A dinner train is a relatively new type of tourist train service whose main purpose is to allow people to eat dinner while experiencing a relatively short, leisurely round trip train ride. This contrasts with conventional passenger trains, whose main purpose is to transport passengers to some destination as quickly as possible but which also might serve dinner on long-distance routes.

Dinner trains have become popular in recent years, particularly in the United States. This is in part a result of a nostalgia for passenger trains (which are less common in the U.S. than in many other countries) and in part because it provides a very different experience from driving and from eating at ordinary restaurants.

The first dinner train in the United States was the "Supper Chief" that ran on the Sierra Railroad in California in the 1970s. Dinner train service was renewed in 1999 with the Sierra Railroad Dinner Train.

There are over 80 dinner trains currently operating in North America. Most such trains operate either seasonally or a few days a week, but some operate daily (or even twice daily on weekends in a few cases).

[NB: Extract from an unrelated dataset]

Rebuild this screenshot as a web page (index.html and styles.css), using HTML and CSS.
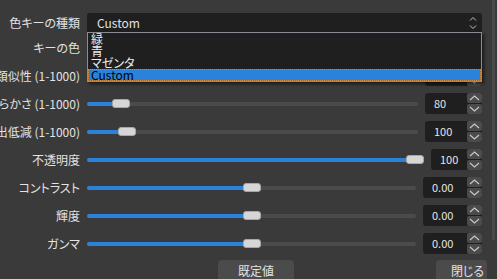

Almost all dinner trains run on lightly used branch lines or tourist lines, and virtually all use older passenger cars. Almost all dinner train trips are characterized by 2–4 hour trips that return to where they started since the emphasis is the experience and not traveling to a destination. Some feature the use of steam locomotives for at least some of their runs. Speeds are usually between 10–25 mph, much slower than ordinary passenger trains, not only due to lower track standards but also to the fact that the emphasis is on the journey itself, not the destination.

In addition to just providing dinner while riding on a scenic route, some dinner trains have developed additional functions, such as hosting wedding receptions, reunions, company retreats, murder mystery events during the dinner.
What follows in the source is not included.